Question:What would you say about drawing ethical principles from the text?
Answer: I don’t have a problem with that. Because they are there. Sometimes they are made very clear from the story. But they’re always the minor point – but we get into problems when we focus on the minor thing rather than the major flow. This is the last resort for busy preachers, minor points are better than no point…
Big picture is important. Understand the driving force behind the narrative.
Question: Isn’t there a problem of reductionism if we reduce a book to a big idea and ignore all the other bits – aren’t we ignoring divine revelation by summing everything up in a big idea and preaching it
I would say that understanding the big idea is paying attention to, and respecting revelation.

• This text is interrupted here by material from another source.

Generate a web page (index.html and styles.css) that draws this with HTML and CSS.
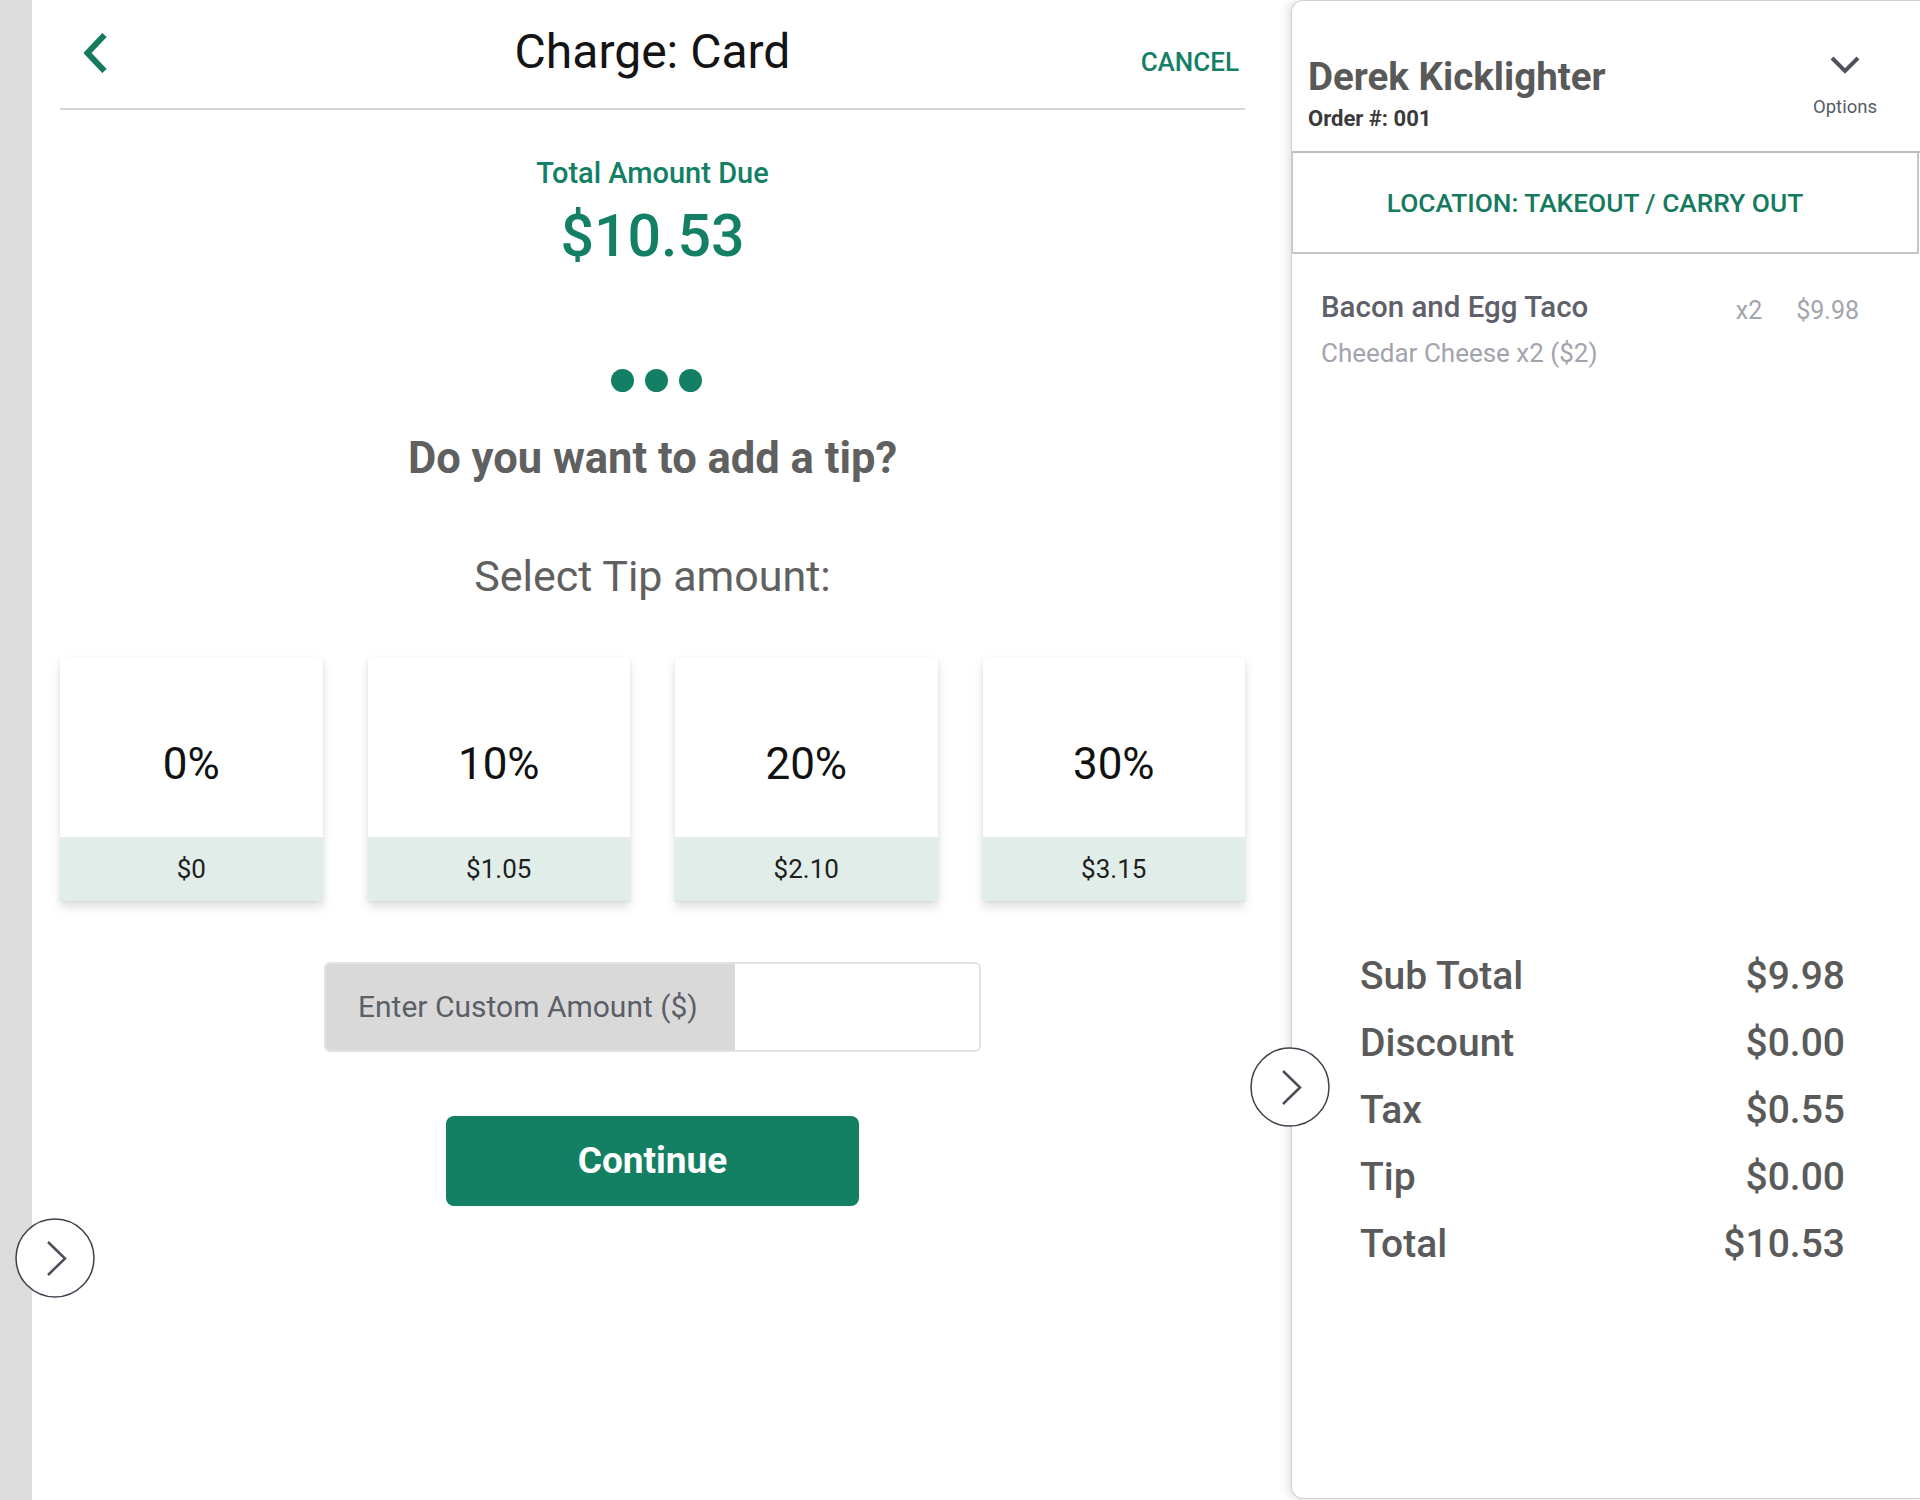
FILE: index.html
```html
<!DOCTYPE html>
<html lang="en">
<head>
<meta charset="utf-8">
<title>Charge: Card</title>
<link rel="stylesheet" href="styles.css">
</head>
<body>
<div class="app">
  <div class="rail"></div>

  <main class="charge">
    <header class="charge-header">
      <button class="back" aria-label="Back">
        <svg width="24" height="40" viewBox="0 0 24 40"><path d="M20.5 2 L3.5 20 L20.5 38" fill="none" stroke="#167a5e" stroke-width="6"/></svg>
      </button>
      <h1 class="title">Charge: Card</h1>
      <button class="cancel">CANCEL</button>
    </header>

    <div class="due-label">Total Amount Due</div>
    <div class="due-amount">$10.53</div>

    <div class="dots"><span></span><span></span><span></span></div>

    <h2 class="tip-question">Do you want to add a tip?</h2>
    <p class="tip-select">Select Tip amount:</p>

    <div class="tip-grid">
      <button class="tip-card"><span class="tip-pct">0%</span><span class="tip-amt">$0</span></button>
      <button class="tip-card"><span class="tip-pct">10%</span><span class="tip-amt">$1.05</span></button>
      <button class="tip-card"><span class="tip-pct">20%</span><span class="tip-amt">$2.10</span></button>
      <button class="tip-card"><span class="tip-pct">30%</span><span class="tip-amt">$3.15</span></button>
    </div>

    <div class="custom">
      <label class="custom-label" for="custom">Enter Custom Amount ($)</label>
      <input class="custom-input" id="custom" type="text">
    </div>

    <button class="continue">Continue</button>
  </main>

  <aside class="order">
    <div class="order-header">
      <div class="order-who">
        <div class="order-name">Derek Kicklighter</div>
        <div class="order-num">Order #: 001</div>
      </div>
      <div class="order-options">
        <svg width="30" height="19" viewBox="0 0 30 19"><path d="M2 2 L15 15 L28 2" fill="none" stroke="#4d525c" stroke-width="4"/></svg>
        <span>Options</span>
      </div>
    </div>

    <div class="location">LOCATION: TAKEOUT / CARRY OUT</div>

    <div class="items">
      <div class="item-row">
        <span class="item-name">Bacon and Egg Taco</span>
        <span class="item-qty">x2</span>
        <span class="item-price">$9.98</span>
      </div>
      <div class="item-mod">Cheedar Cheese x2 ($2)</div>
    </div>

    <div class="totals">
      <div class="total-row"><span>Sub Total</span><span>$9.98</span></div>
      <div class="total-row"><span>Discount</span><span>$0.00</span></div>
      <div class="total-row"><span>Tax</span><span>$0.55</span></div>
      <div class="total-row"><span>Tip</span><span>$0.00</span></div>
      <div class="total-row"><span>Total</span><span>$10.53</span></div>
    </div>
  </aside>

  <button class="circle-btn circle-left" aria-label="Next">
    <svg width="80" height="80" viewBox="0 0 80 80"><circle cx="40" cy="40" r="39" fill="#fff" stroke="#3d414a" stroke-width="1.5"/><path d="M33 24 L50 40.5 L33 57" fill="none" stroke="#4a4d55" stroke-width="2.5"/></svg>
  </button>
  <button class="circle-btn circle-right" aria-label="Expand">
    <svg width="80" height="80" viewBox="0 0 80 80"><circle cx="40" cy="40" r="39" fill="#fff" stroke="#3d414a" stroke-width="1.5"/><path d="M33 24 L50 40.5 L33 57" fill="none" stroke="#4a4d55" stroke-width="2.5"/></svg>
  </button>
</div>
</body>
</html>
```

FILE: styles.css
```css
* { box-sizing: border-box; }

body {
  margin: 0;
  background: #fff;
  font-family: Roboto, "Noto Sans", "Liberation Sans", sans-serif;
}

button, input { font-family: inherit; }

.app {
  position: relative;
  display: flex;
  width: 1920px;
  height: 1500px;
  overflow: hidden;
}

.rail {
  flex: none;
  width: 32px;
  background: #dcdcdc;
}

/* ---------- left: charge ---------- */
.charge {
  flex: 1;
  display: flex;
  flex-direction: column;
  align-items: center;
  padding: 0 46px 0 28px;
}

.charge-header {
  align-self: stretch;
  height: 110px;
  border-bottom: 2px solid #d6d6d6;
  display: grid;
  grid-template-columns: 1fr auto 1fr;
  align-items: start;
}

.back {
  justify-self: start;
  width: 24px;
  height: 40px;
  margin: 33px 0 0 24px;
  padding: 0;
  border: 0;
  background: none;
}
.back svg { display: block; }

.title {
  margin: 28px 0 0;
  font-size: 48px;
  font-weight: 400;
  line-height: 1;
  color: #141414;
}

.cancel {
  justify-self: end;
  margin: 49px 6px 0 0;
  padding: 0;
  border: 0;
  background: none;
  font-size: 26px;
  font-weight: 500;
  line-height: 1;
  color: #138065;
}

.due-label {
  margin-top: 49px;
  font-size: 29px;
  font-weight: 500;
  line-height: 1;
  color: #138065;
}

.due-amount {
  margin-top: 18px;
  font-size: 59px;
  font-weight: 500;
  line-height: 1;
  color: #138065;
}

.dots {
  display: flex;
  gap: 11px;
  margin: 104px 0 0 8px;
}
.dots span {
  width: 23px;
  height: 23px;
  border-radius: 50%;
  background: #138065;
}

.tip-question {
  margin: 45px 0 0;
  font-size: 43.5px;
  font-weight: 700;
  line-height: 1;
  color: #606060;
}

.tip-select {
  margin: 74px 0 0;
  font-size: 43px;
  font-weight: 400;
  line-height: 1;
  color: #606060;
}

.tip-grid {
  align-self: stretch;
  margin-top: 59px;
  display: grid;
  grid-template-columns: repeat(4, 1fr);
  gap: 45px;
}

.tip-card {
  display: flex;
  flex-direction: column;
  padding: 0;
  border: 0;
  background: #fff;
  box-shadow: 0 6px 10px rgba(0, 0, 0, 0.13), 0 1px 3px rgba(0, 0, 0, 0.06);
}

.tip-pct {
  height: 180px;
  padding-top: 85px;
  font-size: 44px;
  line-height: 1;
  color: #111;
  text-align: center;
}

.tip-amt {
  height: 64px;
  display: flex;
  align-items: center;
  justify-content: center;
  padding-top: 1px;
  background: #e0ede9;
  font-size: 26px;
  color: #1e1e1e;
}

.custom {
  margin-top: 61px;
  width: 657px;
  height: 90px;
  display: flex;
  border: 2px solid #e2e2e2;
  border-radius: 6px;
  overflow: hidden;
}

.custom-label {
  width: 409px;
  display: flex;
  align-items: center;
  padding-left: 32px;
  background: #d9d9d9;
  font-size: 30px;
  color: #5b5f67;
}

.custom-input {
  flex: 1;
  min-width: 0;
  border: 0;
  background: #fff;
}

.continue {
  margin-top: 64px;
  width: 413px;
  height: 90px;
  border: 0;
  border-radius: 8px;
  background: #138064;
  color: #fff;
  font-size: 37px;
  font-weight: 700;
}

/* ---------- right: order ---------- */
.order {
  flex: none;
  width: 629px;
  height: 1499px;
  display: flex;
  flex-direction: column;
  border: 1px solid #cfcfcf;
  border-right: 0;
  border-radius: 12px 0 0 12px;
  background: #fff;
  box-shadow: -3px 0 10px rgba(0, 0, 0, 0.12);
}

.order-header {
  height: 152px;
  display: flex;
  justify-content: space-between;
  padding-left: 16px;
  border-bottom: 2px solid #bdbdbd;
}

.order-who { padding-top: 57px; }

.order-name {
  font-size: 38.5px;
  font-weight: 700;
  line-height: 1;
  color: #595959;
}

.order-num {
  margin-top: 11px;
  font-size: 22px;
  font-weight: 700;
  line-height: 1;
  color: #3a3a3a;
}

.order-options {
  width: 70px;
  margin-right: 40px;
  padding-top: 55px;
  display: flex;
  flex-direction: column;
  align-items: center;
}
.order-options svg { display: block; }
.order-options span {
  margin-top: 23px;
  font-size: 18.5px;
  line-height: 1;
  color: #555b65;
}

.location {
  height: 101px;
  margin-right: 1px;
  display: flex;
  align-items: center;
  justify-content: center;
  padding-right: 20px;
  border-left: 1px solid #c6c6c6;
  border-right: 2px solid #c6c6c6;
  border-bottom: 2px solid #c6c6c6;
  font-size: 26.3px;
  font-weight: 500;
  color: #157a5e;
}

.items {
  flex: 1;
  padding: 39px 61px 0 29px;
}

.item-row {
  display: flex;
  align-items: flex-start;
}

.item-name {
  flex: 1;
  font-size: 29.5px;
  font-weight: 500;
  line-height: 1;
  color: #5e6169;
}

.item-qty,
.item-price {
  margin-top: 5px;
  font-size: 25px;
  line-height: 1;
  color: #a3a5ad;
}
.item-price { margin-left: 34px; }

.item-mod {
  margin-top: 17px;
  font-size: 26px;
  line-height: 1;
  color: #a2a4ad;
}

.totals {
  padding: 0 75px 220px 68px;
}

.total-row {
  height: 67.2px;
  display: flex;
  justify-content: space-between;
  align-items: center;
  font-size: 39px;
  font-weight: 500;
  color: #5a5a5a;
}

/* ---------- overlay round buttons ---------- */
.circle-btn {
  position: absolute;
  width: 80px;
  height: 80px;
  padding: 0;
  border: 0;
  background: none;
}
.circle-btn svg { display: block; }
.circle-left { left: 15px; top: 1218px; }
.circle-right { left: 1250px; top: 1047px; }
```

Which we’ll cover in point 4.
Understand the point of the details that seem odd – like the Levitical laws – where the point might be – it’s really important to take God seriously.
4. Make sure you keep pace with the story
There’s a lot of stuff going on at the start of 2 Samuel, and then you come to 2 Samuel 7. The story has been rolling on, and then bang. You get a massive event. And then you’re back into the chronological “this happened, then this happened” rolling out of the text. We should move at the pace the story does. See how the threads of 1-6 move, preach them. Then because chapter 7 makes a big deal about one event, make it important.
5. Preach the story, not the detail
The message of the text should be the message of the sermon. Get the message of the text right, don’t bring your own agenda or favourite parts of the text into the spotlight. Daniel’s prayer life isn’t the focus of the book of Daniel, it’s about the sovereignty of God and the transition out of exile.
The story of Deborah in Judges isn’t about women in leadership. We have to make sure the main message of the talk is the main message of the narrative.
Question: How much Bible do you read on the Sunday morning?
Answer: We’ll focus on the key “jump out” section, or extracts, with somebody giving the flow of events before and afterwards.